Let’s stop stoplight stops: change red lights to flashing red or a yield to allow left turns or avoid full stops.
An article in the February 2009 SCIENTIFIC AMERICAN magazine (p. 20) pointed out that removing traffic lights can speed up urban travel. In Northern Europe, the absence of traffic regulation forces drivers to be more responsible for their actions, and improved traffic flow and safety resulted.
The 1954 edition of HIGHWAY ENGINEERING, (Hewes et al, Wiley and Sons, New York) p. 272, recommends stoplights if rural traffic exceeds 500 per hour during the peak eight-hour period, from all directions, and 750/hour in urban areas, in the absence of some other reason for a stoplight. Left turns can be reduced or prohibited by providing for them at an adjacent unsignalized location (p. 276).
Are most Morris stoplights even needed?
We have all been frustrated at being required to make full stops at stop signs where visibility is such that the driver need not stop or even slow, and to stop at red lights even though the intersection is clear. The Lisbon-Route 6 jog is an example of these frustrations.
Morning motorists proceeding south on Lisbon must wait up to almost two minutes for a 1/4-minute green, as must Lisbon traffic heading north, holding up Route 6 traffic east and west, and Lisbon left turns. The opportunity does exist for left turns when Route 6 traffic thins.
If signs directed left turning motorists to Black Street or Union Street as well, backups on Lisbon would be reduced. A left-turn lane on Route 6 to Black, in addition to those for Lisbon south and north, would help. There would then be no need of a red light for Route 6 motorists and two unsignaled left-turn opportunities for north and south--traveling Lisbon Road drivers.
This cannot have escaped the notice of traffic professionals in the Morris City bureaucracy.

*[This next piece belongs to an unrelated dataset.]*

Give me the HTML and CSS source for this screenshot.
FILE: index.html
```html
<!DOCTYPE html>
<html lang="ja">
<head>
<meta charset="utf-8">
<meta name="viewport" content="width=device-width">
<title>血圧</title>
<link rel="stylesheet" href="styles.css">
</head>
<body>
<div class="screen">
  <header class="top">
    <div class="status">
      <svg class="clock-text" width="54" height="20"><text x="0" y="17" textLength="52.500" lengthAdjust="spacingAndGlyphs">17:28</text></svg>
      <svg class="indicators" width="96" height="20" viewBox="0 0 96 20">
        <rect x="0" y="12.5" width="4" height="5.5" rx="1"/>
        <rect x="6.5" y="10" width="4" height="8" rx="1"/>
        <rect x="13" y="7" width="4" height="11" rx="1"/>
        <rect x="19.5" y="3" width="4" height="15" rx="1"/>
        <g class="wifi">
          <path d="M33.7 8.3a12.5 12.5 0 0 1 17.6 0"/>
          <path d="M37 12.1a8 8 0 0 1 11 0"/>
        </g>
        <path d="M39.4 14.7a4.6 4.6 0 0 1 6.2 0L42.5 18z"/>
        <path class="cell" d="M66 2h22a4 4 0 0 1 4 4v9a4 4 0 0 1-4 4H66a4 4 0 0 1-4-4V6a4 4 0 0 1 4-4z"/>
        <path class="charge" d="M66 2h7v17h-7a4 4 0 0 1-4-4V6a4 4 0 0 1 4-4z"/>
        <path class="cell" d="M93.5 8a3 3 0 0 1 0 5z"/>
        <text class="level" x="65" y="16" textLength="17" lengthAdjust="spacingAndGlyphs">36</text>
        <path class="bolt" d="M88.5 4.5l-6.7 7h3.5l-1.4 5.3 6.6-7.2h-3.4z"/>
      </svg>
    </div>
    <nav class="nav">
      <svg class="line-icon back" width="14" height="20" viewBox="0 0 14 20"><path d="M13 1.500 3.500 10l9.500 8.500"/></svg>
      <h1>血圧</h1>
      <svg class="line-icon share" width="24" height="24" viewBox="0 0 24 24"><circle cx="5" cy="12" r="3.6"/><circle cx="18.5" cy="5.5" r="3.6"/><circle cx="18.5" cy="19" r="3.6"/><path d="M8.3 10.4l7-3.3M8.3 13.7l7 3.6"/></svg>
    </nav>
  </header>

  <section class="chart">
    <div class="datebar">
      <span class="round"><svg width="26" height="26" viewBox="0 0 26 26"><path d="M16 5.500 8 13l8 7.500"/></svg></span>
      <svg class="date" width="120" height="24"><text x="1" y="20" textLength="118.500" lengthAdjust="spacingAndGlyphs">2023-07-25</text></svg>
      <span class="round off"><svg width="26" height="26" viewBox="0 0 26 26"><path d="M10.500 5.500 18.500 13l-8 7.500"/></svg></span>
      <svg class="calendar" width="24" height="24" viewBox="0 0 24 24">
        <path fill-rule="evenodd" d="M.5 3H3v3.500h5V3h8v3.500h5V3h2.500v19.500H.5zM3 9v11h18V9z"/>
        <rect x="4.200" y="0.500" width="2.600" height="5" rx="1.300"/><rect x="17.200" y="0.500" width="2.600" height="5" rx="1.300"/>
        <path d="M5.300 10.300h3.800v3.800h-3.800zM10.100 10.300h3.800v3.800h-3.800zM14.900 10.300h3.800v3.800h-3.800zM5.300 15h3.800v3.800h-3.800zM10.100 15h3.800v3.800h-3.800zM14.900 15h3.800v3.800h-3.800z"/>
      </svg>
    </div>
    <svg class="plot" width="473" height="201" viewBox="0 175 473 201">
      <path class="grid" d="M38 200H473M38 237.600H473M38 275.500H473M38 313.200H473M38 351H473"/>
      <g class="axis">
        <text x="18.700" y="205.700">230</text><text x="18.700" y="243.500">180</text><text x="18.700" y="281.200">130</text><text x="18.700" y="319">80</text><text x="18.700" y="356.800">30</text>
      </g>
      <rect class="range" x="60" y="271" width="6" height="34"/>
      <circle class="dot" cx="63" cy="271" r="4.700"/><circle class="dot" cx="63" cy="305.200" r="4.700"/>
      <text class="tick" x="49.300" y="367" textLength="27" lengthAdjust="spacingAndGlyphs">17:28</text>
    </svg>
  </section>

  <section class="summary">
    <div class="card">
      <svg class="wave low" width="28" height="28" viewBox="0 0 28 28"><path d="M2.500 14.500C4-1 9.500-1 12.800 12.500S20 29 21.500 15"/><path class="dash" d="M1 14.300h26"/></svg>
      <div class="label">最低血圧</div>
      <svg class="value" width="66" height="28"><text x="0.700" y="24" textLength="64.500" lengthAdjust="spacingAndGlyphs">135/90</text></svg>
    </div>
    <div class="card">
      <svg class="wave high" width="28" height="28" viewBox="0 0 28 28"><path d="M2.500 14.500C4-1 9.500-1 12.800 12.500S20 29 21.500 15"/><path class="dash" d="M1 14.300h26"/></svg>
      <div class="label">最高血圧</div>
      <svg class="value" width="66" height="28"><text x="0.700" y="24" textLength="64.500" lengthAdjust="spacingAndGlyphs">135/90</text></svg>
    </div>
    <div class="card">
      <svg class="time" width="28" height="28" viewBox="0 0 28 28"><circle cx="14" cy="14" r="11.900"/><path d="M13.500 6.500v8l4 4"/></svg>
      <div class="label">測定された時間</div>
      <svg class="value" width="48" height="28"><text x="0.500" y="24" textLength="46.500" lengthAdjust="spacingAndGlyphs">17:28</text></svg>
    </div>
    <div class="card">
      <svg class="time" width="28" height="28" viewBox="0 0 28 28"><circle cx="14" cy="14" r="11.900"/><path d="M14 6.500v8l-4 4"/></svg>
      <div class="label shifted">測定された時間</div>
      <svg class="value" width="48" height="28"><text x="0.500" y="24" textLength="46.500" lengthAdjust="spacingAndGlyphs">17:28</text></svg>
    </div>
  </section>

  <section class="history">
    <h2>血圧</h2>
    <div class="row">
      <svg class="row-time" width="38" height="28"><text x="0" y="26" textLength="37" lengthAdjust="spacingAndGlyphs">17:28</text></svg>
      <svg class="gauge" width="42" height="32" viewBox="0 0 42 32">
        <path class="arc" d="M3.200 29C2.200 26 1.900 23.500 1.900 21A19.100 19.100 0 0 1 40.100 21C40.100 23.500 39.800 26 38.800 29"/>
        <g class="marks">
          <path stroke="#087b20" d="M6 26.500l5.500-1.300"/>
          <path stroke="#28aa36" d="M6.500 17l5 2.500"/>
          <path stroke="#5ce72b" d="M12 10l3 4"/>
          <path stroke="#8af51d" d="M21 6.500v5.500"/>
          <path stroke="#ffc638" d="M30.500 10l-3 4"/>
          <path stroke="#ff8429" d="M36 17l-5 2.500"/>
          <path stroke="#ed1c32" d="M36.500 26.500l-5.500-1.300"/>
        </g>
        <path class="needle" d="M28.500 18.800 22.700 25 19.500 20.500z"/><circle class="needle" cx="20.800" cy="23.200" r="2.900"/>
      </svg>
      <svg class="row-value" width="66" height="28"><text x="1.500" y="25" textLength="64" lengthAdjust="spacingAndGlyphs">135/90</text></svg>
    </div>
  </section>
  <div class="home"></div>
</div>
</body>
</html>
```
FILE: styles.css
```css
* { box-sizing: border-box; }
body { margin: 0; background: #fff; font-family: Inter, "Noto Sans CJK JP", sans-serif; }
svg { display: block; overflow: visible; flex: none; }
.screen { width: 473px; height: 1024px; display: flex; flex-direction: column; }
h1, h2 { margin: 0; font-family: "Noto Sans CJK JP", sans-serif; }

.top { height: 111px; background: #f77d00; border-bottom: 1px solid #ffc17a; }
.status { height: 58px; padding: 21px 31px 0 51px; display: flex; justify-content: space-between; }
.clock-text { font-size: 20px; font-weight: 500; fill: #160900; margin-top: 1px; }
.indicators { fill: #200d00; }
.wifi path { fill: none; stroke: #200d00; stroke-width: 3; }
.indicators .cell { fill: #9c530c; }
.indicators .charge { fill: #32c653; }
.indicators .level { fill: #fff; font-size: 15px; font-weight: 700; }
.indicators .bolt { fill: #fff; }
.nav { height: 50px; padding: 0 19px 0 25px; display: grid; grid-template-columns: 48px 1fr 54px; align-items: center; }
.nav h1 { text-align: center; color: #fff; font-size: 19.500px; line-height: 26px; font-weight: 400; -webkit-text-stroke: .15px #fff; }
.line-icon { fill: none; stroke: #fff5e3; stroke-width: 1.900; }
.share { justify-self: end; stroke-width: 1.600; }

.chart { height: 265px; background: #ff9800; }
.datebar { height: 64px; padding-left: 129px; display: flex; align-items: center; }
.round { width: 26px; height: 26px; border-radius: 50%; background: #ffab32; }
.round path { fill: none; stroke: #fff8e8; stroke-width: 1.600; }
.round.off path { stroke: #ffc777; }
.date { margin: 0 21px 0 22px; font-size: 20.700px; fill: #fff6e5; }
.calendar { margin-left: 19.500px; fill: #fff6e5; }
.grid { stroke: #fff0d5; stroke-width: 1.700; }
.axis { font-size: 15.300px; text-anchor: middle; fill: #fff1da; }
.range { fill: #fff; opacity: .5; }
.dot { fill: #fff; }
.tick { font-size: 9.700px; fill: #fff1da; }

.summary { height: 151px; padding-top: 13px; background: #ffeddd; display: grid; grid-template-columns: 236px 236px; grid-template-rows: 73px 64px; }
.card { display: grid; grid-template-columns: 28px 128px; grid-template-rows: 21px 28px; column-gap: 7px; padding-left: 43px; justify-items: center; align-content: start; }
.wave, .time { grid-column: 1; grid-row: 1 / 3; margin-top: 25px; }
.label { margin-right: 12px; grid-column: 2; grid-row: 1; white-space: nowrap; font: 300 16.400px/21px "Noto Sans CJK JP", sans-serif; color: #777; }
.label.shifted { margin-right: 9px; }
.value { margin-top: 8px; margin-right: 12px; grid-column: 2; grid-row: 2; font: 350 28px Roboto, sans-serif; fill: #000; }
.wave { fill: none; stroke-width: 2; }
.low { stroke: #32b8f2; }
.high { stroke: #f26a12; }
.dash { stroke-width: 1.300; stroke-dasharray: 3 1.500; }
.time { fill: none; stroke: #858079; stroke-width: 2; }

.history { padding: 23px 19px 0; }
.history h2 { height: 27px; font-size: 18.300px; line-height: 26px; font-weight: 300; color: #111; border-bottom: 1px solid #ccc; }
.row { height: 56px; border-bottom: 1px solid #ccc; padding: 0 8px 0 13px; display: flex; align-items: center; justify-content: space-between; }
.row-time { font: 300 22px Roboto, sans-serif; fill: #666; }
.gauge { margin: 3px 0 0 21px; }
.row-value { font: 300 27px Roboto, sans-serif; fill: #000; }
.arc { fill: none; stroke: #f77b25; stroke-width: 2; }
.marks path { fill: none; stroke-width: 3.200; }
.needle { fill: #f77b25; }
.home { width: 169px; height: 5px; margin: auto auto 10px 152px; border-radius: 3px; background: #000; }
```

Hence it is necessary to pressure the city council and mayor to allow adoption of a more enlightenend traffic approach than planting stoplights and stop signs haphazardly in response to resident complaints, or however else such decisions have been made.
While on the subject of trafffic control, why aren’t Route 47 stoplights timed heading over Route 80?

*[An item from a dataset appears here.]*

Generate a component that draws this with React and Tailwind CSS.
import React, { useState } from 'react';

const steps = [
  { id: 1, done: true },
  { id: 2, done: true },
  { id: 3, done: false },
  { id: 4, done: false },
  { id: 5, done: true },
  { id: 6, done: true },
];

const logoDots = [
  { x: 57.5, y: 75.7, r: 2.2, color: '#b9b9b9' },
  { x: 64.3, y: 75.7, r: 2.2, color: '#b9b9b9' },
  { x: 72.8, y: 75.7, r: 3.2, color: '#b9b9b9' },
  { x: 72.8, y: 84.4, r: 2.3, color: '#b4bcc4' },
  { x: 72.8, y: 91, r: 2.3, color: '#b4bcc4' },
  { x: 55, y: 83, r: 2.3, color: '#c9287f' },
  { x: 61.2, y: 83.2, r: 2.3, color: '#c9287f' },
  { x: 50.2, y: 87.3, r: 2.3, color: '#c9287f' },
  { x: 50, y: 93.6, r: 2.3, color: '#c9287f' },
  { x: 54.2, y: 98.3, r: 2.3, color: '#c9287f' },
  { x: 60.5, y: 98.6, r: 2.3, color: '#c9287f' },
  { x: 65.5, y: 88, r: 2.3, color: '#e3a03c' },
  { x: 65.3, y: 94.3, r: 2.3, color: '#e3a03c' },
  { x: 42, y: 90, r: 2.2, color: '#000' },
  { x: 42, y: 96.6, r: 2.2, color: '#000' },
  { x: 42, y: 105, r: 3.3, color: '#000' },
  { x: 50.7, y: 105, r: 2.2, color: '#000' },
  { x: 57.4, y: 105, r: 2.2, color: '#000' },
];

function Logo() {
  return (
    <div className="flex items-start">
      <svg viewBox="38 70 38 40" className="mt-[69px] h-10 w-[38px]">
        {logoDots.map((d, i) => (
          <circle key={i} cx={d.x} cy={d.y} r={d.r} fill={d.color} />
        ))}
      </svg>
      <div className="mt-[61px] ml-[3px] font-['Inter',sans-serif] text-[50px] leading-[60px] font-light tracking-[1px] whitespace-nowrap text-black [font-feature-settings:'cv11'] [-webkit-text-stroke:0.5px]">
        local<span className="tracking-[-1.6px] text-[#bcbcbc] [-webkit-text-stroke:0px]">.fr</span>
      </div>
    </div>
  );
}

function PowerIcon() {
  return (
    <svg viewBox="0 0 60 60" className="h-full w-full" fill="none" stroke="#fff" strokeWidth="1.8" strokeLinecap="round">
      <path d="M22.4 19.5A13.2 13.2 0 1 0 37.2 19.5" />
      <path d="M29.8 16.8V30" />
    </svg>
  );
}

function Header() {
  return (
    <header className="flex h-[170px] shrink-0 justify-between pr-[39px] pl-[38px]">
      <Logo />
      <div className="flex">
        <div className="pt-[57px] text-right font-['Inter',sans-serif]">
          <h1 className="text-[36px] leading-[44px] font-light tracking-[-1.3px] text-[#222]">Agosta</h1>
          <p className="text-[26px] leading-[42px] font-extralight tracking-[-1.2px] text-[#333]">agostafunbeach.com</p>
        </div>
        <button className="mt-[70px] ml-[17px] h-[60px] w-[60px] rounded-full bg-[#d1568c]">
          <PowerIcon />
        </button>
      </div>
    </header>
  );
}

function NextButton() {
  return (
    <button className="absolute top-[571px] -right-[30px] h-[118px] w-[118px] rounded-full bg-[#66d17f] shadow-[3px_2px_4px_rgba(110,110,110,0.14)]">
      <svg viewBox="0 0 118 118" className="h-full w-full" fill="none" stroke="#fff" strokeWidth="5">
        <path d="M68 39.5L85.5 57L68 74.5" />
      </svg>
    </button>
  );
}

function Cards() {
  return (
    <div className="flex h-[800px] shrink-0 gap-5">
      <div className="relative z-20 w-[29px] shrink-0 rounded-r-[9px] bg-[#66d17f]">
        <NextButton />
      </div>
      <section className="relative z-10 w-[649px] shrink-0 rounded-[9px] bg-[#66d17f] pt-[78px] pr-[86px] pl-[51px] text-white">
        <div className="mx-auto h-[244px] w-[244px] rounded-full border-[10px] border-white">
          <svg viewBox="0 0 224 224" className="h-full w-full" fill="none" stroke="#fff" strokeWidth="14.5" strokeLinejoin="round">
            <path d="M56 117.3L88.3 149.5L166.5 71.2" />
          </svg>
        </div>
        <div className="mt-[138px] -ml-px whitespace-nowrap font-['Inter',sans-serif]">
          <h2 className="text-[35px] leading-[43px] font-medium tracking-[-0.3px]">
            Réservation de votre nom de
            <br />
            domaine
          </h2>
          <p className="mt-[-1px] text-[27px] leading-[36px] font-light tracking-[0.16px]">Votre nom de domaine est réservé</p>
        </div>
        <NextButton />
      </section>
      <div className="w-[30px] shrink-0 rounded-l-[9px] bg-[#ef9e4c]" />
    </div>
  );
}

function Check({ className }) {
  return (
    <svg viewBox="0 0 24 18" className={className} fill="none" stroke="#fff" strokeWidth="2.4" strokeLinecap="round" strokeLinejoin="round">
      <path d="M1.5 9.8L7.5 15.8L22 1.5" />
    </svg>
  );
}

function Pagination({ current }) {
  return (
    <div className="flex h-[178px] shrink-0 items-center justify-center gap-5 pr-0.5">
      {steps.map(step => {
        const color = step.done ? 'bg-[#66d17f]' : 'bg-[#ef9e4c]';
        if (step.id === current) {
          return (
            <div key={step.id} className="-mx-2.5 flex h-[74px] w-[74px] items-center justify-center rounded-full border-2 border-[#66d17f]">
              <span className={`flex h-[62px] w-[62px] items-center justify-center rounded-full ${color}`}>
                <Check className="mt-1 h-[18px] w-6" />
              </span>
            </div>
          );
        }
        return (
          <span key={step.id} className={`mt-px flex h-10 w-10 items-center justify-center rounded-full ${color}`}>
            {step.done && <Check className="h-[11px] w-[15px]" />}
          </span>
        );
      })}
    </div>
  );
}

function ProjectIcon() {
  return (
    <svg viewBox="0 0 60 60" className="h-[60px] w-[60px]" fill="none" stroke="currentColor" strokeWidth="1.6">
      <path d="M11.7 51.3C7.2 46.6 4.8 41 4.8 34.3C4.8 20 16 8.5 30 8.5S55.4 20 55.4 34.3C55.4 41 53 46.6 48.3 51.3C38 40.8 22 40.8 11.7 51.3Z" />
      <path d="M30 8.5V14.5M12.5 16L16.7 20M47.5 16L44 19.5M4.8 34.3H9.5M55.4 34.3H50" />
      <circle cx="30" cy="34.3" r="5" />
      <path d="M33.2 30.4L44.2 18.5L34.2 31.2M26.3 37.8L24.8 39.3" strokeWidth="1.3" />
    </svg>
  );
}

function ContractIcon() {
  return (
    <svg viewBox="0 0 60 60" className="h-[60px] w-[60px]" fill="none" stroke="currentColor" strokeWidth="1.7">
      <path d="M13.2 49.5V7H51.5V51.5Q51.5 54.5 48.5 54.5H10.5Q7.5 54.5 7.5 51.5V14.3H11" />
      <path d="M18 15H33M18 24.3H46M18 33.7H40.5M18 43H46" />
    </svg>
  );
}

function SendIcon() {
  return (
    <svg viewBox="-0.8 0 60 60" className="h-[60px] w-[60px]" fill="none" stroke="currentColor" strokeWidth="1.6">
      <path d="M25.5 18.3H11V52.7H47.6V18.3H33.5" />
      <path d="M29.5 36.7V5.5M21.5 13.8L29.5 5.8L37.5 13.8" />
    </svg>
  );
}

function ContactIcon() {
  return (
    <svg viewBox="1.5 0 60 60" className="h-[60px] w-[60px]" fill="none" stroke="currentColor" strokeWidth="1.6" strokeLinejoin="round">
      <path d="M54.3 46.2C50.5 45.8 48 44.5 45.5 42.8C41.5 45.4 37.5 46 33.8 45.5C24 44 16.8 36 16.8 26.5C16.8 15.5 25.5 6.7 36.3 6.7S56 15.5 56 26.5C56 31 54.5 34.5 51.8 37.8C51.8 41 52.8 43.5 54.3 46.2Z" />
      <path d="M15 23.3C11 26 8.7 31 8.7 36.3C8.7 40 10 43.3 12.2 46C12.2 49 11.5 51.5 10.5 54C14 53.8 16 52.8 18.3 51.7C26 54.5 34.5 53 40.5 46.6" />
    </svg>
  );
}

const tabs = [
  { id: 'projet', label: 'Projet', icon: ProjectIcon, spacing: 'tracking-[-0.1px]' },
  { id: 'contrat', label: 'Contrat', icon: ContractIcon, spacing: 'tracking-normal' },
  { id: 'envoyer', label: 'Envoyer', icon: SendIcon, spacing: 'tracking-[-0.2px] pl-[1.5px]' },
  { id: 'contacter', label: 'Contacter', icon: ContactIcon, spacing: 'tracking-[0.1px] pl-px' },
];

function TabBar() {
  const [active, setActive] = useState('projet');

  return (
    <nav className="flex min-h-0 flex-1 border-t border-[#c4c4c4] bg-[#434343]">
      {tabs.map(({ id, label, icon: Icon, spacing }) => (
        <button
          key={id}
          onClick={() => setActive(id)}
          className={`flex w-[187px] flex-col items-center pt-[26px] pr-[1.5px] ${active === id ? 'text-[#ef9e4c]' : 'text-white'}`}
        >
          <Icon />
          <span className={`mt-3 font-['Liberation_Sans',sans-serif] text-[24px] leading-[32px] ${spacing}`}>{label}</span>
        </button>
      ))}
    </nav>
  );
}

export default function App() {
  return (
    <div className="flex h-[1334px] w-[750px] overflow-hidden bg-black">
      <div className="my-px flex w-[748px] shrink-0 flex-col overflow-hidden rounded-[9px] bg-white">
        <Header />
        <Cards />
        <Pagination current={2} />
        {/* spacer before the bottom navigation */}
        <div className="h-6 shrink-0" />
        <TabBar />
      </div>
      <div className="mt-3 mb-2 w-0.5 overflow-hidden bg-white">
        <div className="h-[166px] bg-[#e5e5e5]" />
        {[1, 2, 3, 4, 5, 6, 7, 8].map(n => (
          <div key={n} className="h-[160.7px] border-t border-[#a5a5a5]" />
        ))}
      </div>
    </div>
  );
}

The mix of two-way and four-way stop signs in dangerous — only the ridiculous 25 mph speed limit has saved me on occasion: label the signs so one need not search each street for a sign on edge.
Why only stop signs — is there any yield sign in town?
Leland, Ill., with a 20-mph speed limit and no apparently surviving business downtown might be a portent of the future of downtown Morris as shoppers defect to Interstate 80 area destinations.